Soybean futures continue to post losses around 2 to 6 cents, with old-crop contracts leading losses.
- Traders are booking some profits in soybean futures today after the market posted gains yesterday. Traders are nervous about how long strong export demand, especially from China, will last.
- Delays at Brazilian ports have kept the export window open longer than usual, but eventually this will change, easing concerns about tight U.S. carryover supplies.
- Plus, traders are concerned the recent price advance in beans could encourage some to hold off on purchases until South American supplies come available.
- But 1 to 2 cent higher Gulf basis levels for immediate delivery signal that may not be an option for some importers.
Wheat futures remain narrowly mixed at all three locations.
- Spillover from the corn market is encouraging light short-covering in some wheat contracts.
- And while topsoil moisture profiles have improved in the Southern and Central Plains have improved, much more is needed.
- State crop reports reveal that 44% of Texas' wheat crop is still rated "poor" to "very poor."
- Buying interest is being limited by above-average chances for precip in Nebraska and northeast Kansas in the 6- to 10-day forecast.
- Recent news that some ethanol plants are using wheat to produce ethanol is also providing light support.
Live cattle futures got off to a choppy start but have since improved to post slight to moderate gains in most contracts.
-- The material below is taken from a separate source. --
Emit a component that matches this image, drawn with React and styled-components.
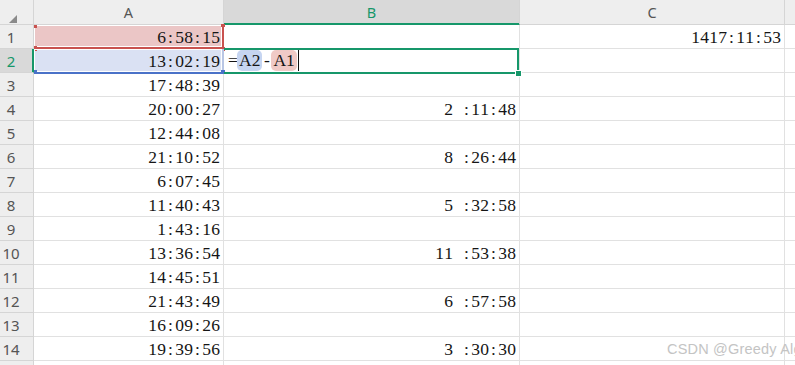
import React from 'react';
import styled, { createGlobalStyle } from 'styled-components';

const GRID = '#e1e1e1';
const HEAD_LINE = '#d5d5d5';
const GREEN = '#16976a';
const RED = '#c9524f';
const BLUE = '#4a72c8';

const Global = createGlobalStyle`
  html, body { margin: 0; padding: 0; background: #fff; }
  body { width: 795px; height: 365px; overflow: hidden; }
`;

const Sheet = styled.div`
  position: relative;
  display: grid;
  grid-template-columns: 34px 190px 296px 265px 40px;
  grid-template-rows: 25px;
  grid-auto-rows: 24px;
  width: 795px;
  height: 365px;
  overflow: hidden;
`;

const Corner = styled.div`
  box-sizing: border-box;
  background: #eeeeee;
  border-right: 1px solid ${HEAD_LINE};
  border-bottom: 1px solid ${HEAD_LINE};
  padding: 9px 0 0 9px;
`;

const ColHead = styled.div`
  box-sizing: border-box;
  display: flex;
  align-items: center;
  justify-content: center;
  background: ${p => (p.$active ? '#d9d9d9' : '#eeeeee')};
  border-right: 1px solid ${HEAD_LINE};
  border-bottom: 1px solid ${p => (p.$active ? GREEN : HEAD_LINE)};
  box-shadow: ${p => (p.$active ? `inset 0 -1px 0 ${GREEN}` : 'none')};
  color: ${p => (p.$active ? GREEN : '#555')};
  font-family: "Noto Sans", "Liberation Sans", sans-serif;
  font-size: 14.5px;
`;

const RowHead = styled.div`
  box-sizing: border-box;
  display: flex;
  align-items: center;
  justify-content: center;
  padding: 1px 11px 0 0;
  background: ${p => (p.$active ? '#d9d9d9' : '#eeeeee')};
  border-right: 1px solid ${p => (p.$active ? GREEN : HEAD_LINE)};
  border-bottom: 1px solid ${HEAD_LINE};
  box-shadow: ${p => (p.$active ? `inset -1px 0 0 ${GREEN}` : 'none')};
  color: ${p => (p.$active ? GREEN : '#555')};
  font-family: "Noto Sans", "Liberation Sans", sans-serif;
  font-size: 15px;
`;

const Cell = styled.div`
  position: relative;
  box-sizing: border-box;
  display: flex;
  align-items: flex-start;
  justify-content: ${p => (p.$left ? 'flex-start' : 'flex-end')};
  padding: ${p => (p.$left ? '1px 0 0 4px' : '2px 3px 0 0')};
  background: ${p => p.$fill || '#fff'};
  border-right: 1px solid ${GRID};
  border-bottom: 1px solid ${GRID};
  font-family: "Liberation Serif", serif;
  font-size: 17.5px;
  line-height: 21px;
  color: #151515;
  white-space: nowrap;
`;

const Ch = styled.span`
  display: inline-block;
  width: 9px;
  text-align: center;
`;

const RefFrame = styled.span`
  position: absolute;
  z-index: 2;
  top: 0;
  left: 0;
  right: -1px;
  bottom: ${p => p.$bottom};
  border-right: 2px solid ${p => p.$side};
  border-bottom: 2px solid ${p => p.$c};
  box-shadow: inset 1px 1px 0 #fff, inset -1px -1px 0 #fff;
  pointer-events: none;
`;

const Dot = styled.span`
  position: absolute;
  z-index: 2;
  width: ${p => p.$w}px;
  height: ${p => p.$h}px;
  background: ${p => p.$c};
`;

const ActiveFrame = styled.span`
  position: absolute;
  z-index: 3;
  top: -1px;
  left: 0;
  right: 0;
  bottom: -2px;
  border: 2px solid ${GREEN};
  border-left: none;
  pointer-events: none;
`;

const FillHandle = styled.span`
  position: absolute;
  z-index: 4;
  right: -2px;
  bottom: -4px;
  width: 5px;
  height: 5px;
  background: ${GREEN};
  box-shadow: 0 0 0 1px #fff;
`;

const RefChip = styled.span`
  display: inline-block;
  height: 21px;
  padding: 0 2px;
  border-radius: 5px;
  background: ${p => p.$c};
`;

const Caret = styled.span`
  display: inline-block;
  width: 1px;
  height: 21px;
  margin-left: 1px;
  background: #111;
`;

const Watermark = styled.div`
  position: absolute;
  left: 667px;
  top: 341px;
  font-family: "Liberation Sans", "Noto Sans", sans-serif;
  font-size: 14.5px;
  letter-spacing: 0.2px;
  color: #c4c4c4;
  white-space: nowrap;
  pointer-events: none;
`;

const Mono = ({ text }) => <>{[...text].map((c, i) => <Ch key={i}>{c}</Ch>)}</>;

const colA = ['6:58:15', '13:02:19', '17:48:39', '20:00:27', '12:44:08', '21:10:52', '6:07:45',
  '11:40:43', '1:43:16', '13:36:54', '14:45:51', '21:43:49', '16:09:26', '19:39:56', ''];
const colB = { 4: '2 :11:48', 6: '8 :26:44', 8: '5 :32:58', 10: '11 :53:38', 12: '6 :57:58', 14: '3 :30:30' };

function Formula() {
  return (
    <>
      <Ch>=</Ch>
      <RefChip $c="#c6d5f1">A2</RefChip>
      <Ch>-</Ch>
      <RefChip $c="#f0cac6">A1</RefChip>
      <Caret />
    </>
  );
}

function CellA({ row, value }) {
  if (row === 1) {
    return (
      <Cell $fill="#ebc6c6">
        <Mono text={value} />
        <RefFrame $c={RED} $side={RED} $bottom="-1px" />
        <Dot $c={RED} $w={3} $h={3} style={{ top: 0, left: 0 }} />
        <Dot $c={RED} $w={3} $h={5} style={{ bottom: -3, left: 0 }} />
        <Dot $c={RED} $w={4} $h={3} style={{ top: -1, right: -2 }} />
        <Dot $c={RED} $w={4} $h={4} style={{ bottom: -3, right: -2 }} />
      </Cell>
    );
  }
  if (row === 2) {
    return (
      <Cell $fill="#dae1f3">
        <Mono text={value} />
        <RefFrame $c={BLUE} $side="#b9c6e4" $bottom="-2px" />
        <Dot $c={BLUE} $w={3} $h={4} style={{ bottom: -2, left: 0 }} />
        <Dot $c={BLUE} $w={4} $h={4} style={{ bottom: -2, right: -2 }} />
      </Cell>
    );
  }
  return <Cell><Mono text={value} /></Cell>;
}

export default function App() {
  return (
    <>
      <Global />
      <Sheet>
        <Corner>
          <svg width="8" height="8" viewBox="0 0 8 8">
            <path d="M8 0 L8 8 L0 8 Z" fill="#8a8a8a" />
          </svg>
        </Corner>
        <ColHead>A</ColHead>
        <ColHead $active>B</ColHead>
        <ColHead>C</ColHead>
        <ColHead />

        {colA.map((value, i) => {
          const row = i + 1;
          return (
            <React.Fragment key={row}>
              <RowHead $active={row === 2}>{row < 15 ? row : ''}</RowHead>
              <CellA row={row} value={value} />
              {row === 2 ? (
                <Cell $left>
                  <Formula />
                  <ActiveFrame />
                  <FillHandle />
                </Cell>
              ) : (
                <Cell>{colB[row] && <Mono text={colB[row]} />}</Cell>
              )}
              <Cell>{row === 1 && <Mono text="1417:11:53" />}</Cell>
              <Cell />
            </React.Fragment>
          );
        })}
        <Watermark>CSDN @Greedy Alg</Watermark>
      </Sheet>
    </>
  );
}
Feeder cattle futures are mostly moderately higher.
- Live cattle futures are choppy this morning as traders await direction from the cash market. Initial indicators give packers an edge in negotiations.
- The boxed beef market got off to an unimpressive start yesterday as prices were mixed and movement was notably light at 103 loads.
- While showlist estimates are up slightly in Nebraska, Kansas and Texas, they are down by a like amount in Colorado.
- But the fact that some packers have seen margins move into positive territory may give them incentive to boost their slaughter schedules.
- The front-month contract is at a slight premium to the bulk of last week's cash trade at $128.
- Feeder cattle futures are benefiting from corrective short-covering.
Lean hog futures are enjoying slight, corrective gains this morning.
- Ideas the downside has been overdone of late are encouraging light short-covering in the lean hog market this morning. A weaker U.S. dollar index is also encouraging of this.
- Traders are hopeful the pork market will soon put in a low as Easter ham buying and spring grilling picks up. Yesterday, the pork cutout value firmed 69 cents, but movement was very light at 24 loads.
- But buying interest is being limited by the nearly $3.50 premium they hold to the cash hog index.
- While packers are enjoying profitable margins most plants are well supplied for near-term needs. Thus, cash hog bids are mostly steady today.
- Improved weather across the Midwest is also expected to increase hog marketings, further limiting packers' need to bid up for supplies.